If ordinary shares (or interests therein) are subsequently transferred into a clearance service or depositary receipt system, U.K. stamp duty or SDRT will generally be payable at the rate of 1.5% of the amount or value of the consideration given or, in certain circumstances, the value of the shares (save to the extent that an election has been made under Section 97A of the U.K. Finance Act 1986). This liability for U.K. stamp duty or SDRT will strictly be accountable by the clearance service or depositary receipt system, as the case may be, but will, in practice, generally be reimbursed by participants in the clearance service or depositary receipt system.

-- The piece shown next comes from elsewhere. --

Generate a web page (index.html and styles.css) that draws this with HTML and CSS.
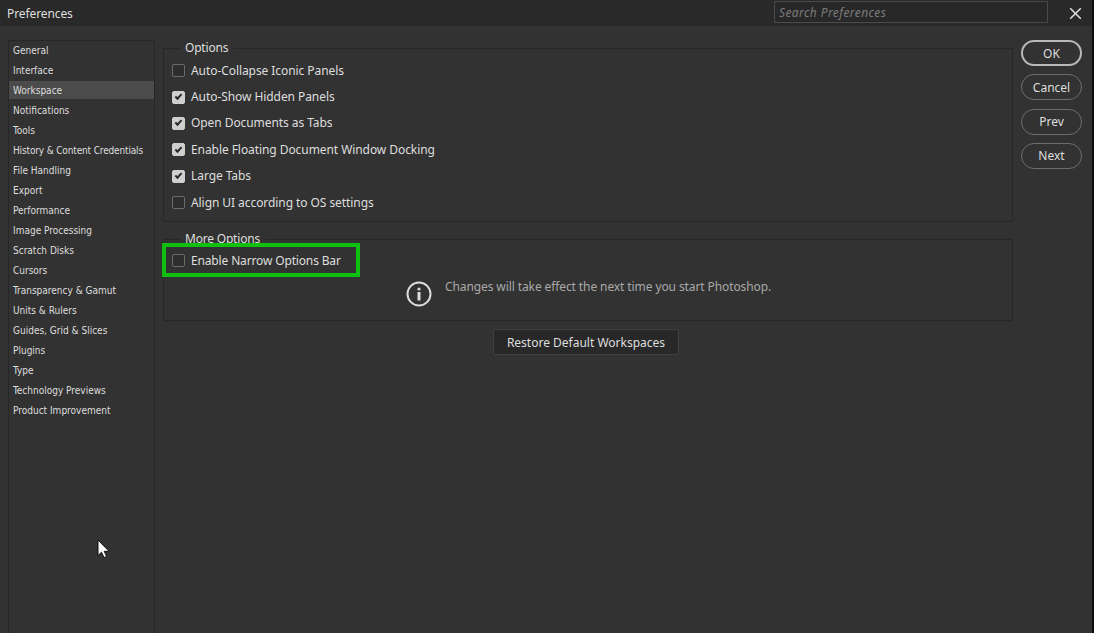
FILE: index.html
```html
<!DOCTYPE html>
<html lang="en">
  <head>
    <meta charset="UTF-8">
    <title>Preferences</title>
    <link rel="stylesheet" href="styles.css">
  </head>
  <body>
    <div class="dialog">
      <!-- Title bar -->
      <header class="title-bar">
        <div class="title">Preferences</div>
        <input type="text" class="search-box" placeholder="Search Preferences">
        <button class="close" aria-label="Close">
          <svg width="13" height="13" viewBox="0 0 13 13"><path d="M1.2 1.2 11.8 11.8M11.8 1.2 1.2 11.8"/></svg>
        </button>
      </header>
      <div class="content">
        <!-- Categories -->
        <ul class="sidebar">
          <li>General</li>
          <li>Interface</li>
          <li class="selected">Workspace</li>
          <li>Notifications</li>
          <li>Tools</li>
          <li class="tight">History &amp; Content Credentials</li>
          <li>File Handling</li>
          <li>Export</li>
          <li>Performance</li>
          <li>Image Processing</li>
          <li>Scratch Disks</li>
          <li>Cursors</li>
          <li>Transparency &amp; Gamut</li>
          <li>Units &amp; Rulers</li>
          <li>Guides, Grid &amp; Slices</li>
          <li>Plugins</li>
          <li>Type</li>
          <li>Technology Previews</li>
          <li>Product Improvement</li>
        </ul>

        <!-- Workspace settings -->
        <main class="settings">
          <section class="group options">
            <h2 class="legend">Options</h2>
            <label class="check"><input type="checkbox"><span class="label">Auto-Collapse Iconic Panels</span></label>
            <label class="check"><input type="checkbox" checked><span class="label">Auto-Show Hidden Panels</span></label>
            <label class="check"><input type="checkbox" checked><span class="label">Open Documents as Tabs</span></label>
            <label class="check"><input type="checkbox" checked><span class="label">Enable Floating Document Window Docking</span></label>
            <label class="check"><input type="checkbox" checked><span class="label">Large Tabs</span></label>
            <label class="check"><input type="checkbox"><span class="label">Align UI according to OS settings</span></label>
          </section>
          <section class="group more">
            <h2 class="legend">More Options</h2>
            <label class="check"><input type="checkbox"><span class="label">Enable Narrow Options Bar</span></label>
            <div class="highlight"></div>
            <div class="notice">
              <svg width="26" height="26" viewBox="0 0 26 26">
                <circle cx="13" cy="13" r="11.5" fill="none" stroke="#dcdcdc" stroke-width="2"/>
                <circle cx="13" cy="8" r="1.6" fill="#dcdcdc"/>
                <rect x="11.5" y="11" width="3" height="8.5" fill="#dcdcdc"/>
              </svg>
              <p>Changes will take effect the next time you start Photoshop.</p>
            </div>
          </section>
          <button class="restore">Restore Default Workspaces</button>
        </main>

        <div class="actions">
          <button class="pill primary">OK</button>
          <button class="pill">Cancel</button>
          <button class="pill">Prev</button>
          <button class="pill">Next</button>
        </div>
      </div>

      <!-- Mouse pointer -->
      <svg class="pointer" width="13" height="20" viewBox="0 0 13 20">
        <path d="M1 1V16.5L4.5 13.2 7 18.6 9.6 17.4 7.2 12.3H12Z" fill="#fff" stroke="#111" stroke-width="1"/>
      </svg>
    </div>
  </body>
</html>
```
FILE: styles.css
```css
* {box-sizing:border-box;}
html,body{margin:0;padding:0;height:100%;overflow:hidden;}
body {font-family:'Noto Sans',sans-serif;font-size:12px;color:#dedede;background:#323232;}
button,input {font:inherit;color:inherit;letter-spacing:inherit;margin:0;}

.dialog {position:relative;display:flex;flex-direction:column;height:100%;border-right:2px solid #0c0c0c;background:#323232;}

/* Title bar */
.title-bar {display:flex;height:26px;background:#292929;padding:1px 10px 0 7px;}
.title {flex:1;line-height:25px;letter-spacing:-0.1px;}
.search-box {width:274px;height:22px;padding:0 4px;border:1px solid #4a4a4a;background:#282828;outline:none;letter-spacing:0.4px;}
.search-box::placeholder {color:#7b7b7b;font-style:italic;opacity:1;}
.close {display:flex;width:13px;height:13px;margin:6px 0 0 21px;padding:0;border:0;background:none;}
.close path {fill:none;stroke:#dcdcdc;stroke-width:1.6;}

.content {flex:1;display:flex;min-height:0;padding:14px 10px 0 8px;}

/* Category list */
.sidebar {display:flex;flex-direction:column;gap:2px;width:147px;margin:0 8px 0 0;padding:0;list-style:none;border:1px solid #272727;border-bottom:0;font-family:'DejaVu Sans Condensed','DejaVu Sans',sans-serif;font-stretch:condensed;font-size:10px;}
.sidebar li {height:18px;padding-left:4px;line-height:20px;white-space:nowrap;}
.sidebar .selected {background:#4b4b4b;}
.sidebar .tight {letter-spacing:-0.15px;}

/* Settings */
.settings {display:flex;flex-direction:column;width:850px;padding-top:8px;}
.group {position:relative;border:1px solid #272727;padding-left:8px;}
.options {height:174px;padding-top:9px;}
.more {height:82px;margin-top:17px;padding-top:8px;}
.legend {position:absolute;left:16px;top:-10px;margin:0;padding:0 5px;font-size:12px;font-weight:normal;line-height:18px;letter-spacing:-0.2px;background:#323232;}
.check {display:flex;align-items:center;gap:6px;height:26.4px;letter-spacing:-0.07px;}
.check .label {padding-bottom:2px;}
.check input {display:flex;justify-content:center;appearance:none;width:13px;height:13px;margin-bottom:1px;border:1px solid #6b6b6b;border-radius:2px;background:#2d2d2d;}
.check input:checked {border-color:#cfcfcf;background:#cfcfcf;}
.check input:checked::after {content:'';width:5px;height:2px;margin-top:2.5px;border:solid #292929;border-width:0 0 2px 2px;transform:rotate(-47deg);}
.more .check {letter-spacing:-0.15px;}
.highlight {position:absolute;left:-2px;top:3px;width:198px;height:34px;border:4px solid #0fc00f;}
.notice {display:flex;gap:13px;margin:7px 0 0 234px;color:#a9a9a9;letter-spacing:-0.1px;}
.notice p {margin:-3px 0 0;line-height:18px;}
.restore {align-self:center;width:186px;height:26px;margin:8px 4px 0 0;padding:0;border:1px solid #414141;border-radius:2px;background:#282828;}

/* Dialog buttons */
.actions {display:flex;flex-direction:column;gap:8.3px;margin-left:8px;}
.pill {width:61px;height:26px;padding:0;border:1.5px solid #6d6d6d;border-radius:13px;background:none;}
.primary {border:2px solid #b9b9b9;}

.pointer {position:absolute;left:97px;top:539px;}
```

Transfers through CREST of CREST depositary interests (“CDIs”), representing underlying ordinary shares will be generally liable to SDRT, rather than U.K. stamp duty, at the 0.5% rate. CREST is obliged to collect SDRT on relevant transactions settled within the CREST system. The issue and deposit into CREST, and any subsequent cancellation, of CDIs representing underlying ordinary shares should not give rise to any liability to U.K. stamp duty or SDRT, although this will be the subject of a clearance to be sought from HMRC and no guarantee can be given on the outcome of such an application.
This discussion is for general information only and does not constitute tax or legal advice. In addition, US Holders should consult their own tax advisors regarding the U.S. tax consequences of the purchase, ownership and disposition of ordinary shares.
Stock Exchange Listing
The ordinary shares trade on Nasdaq under the symbol “LIVN”.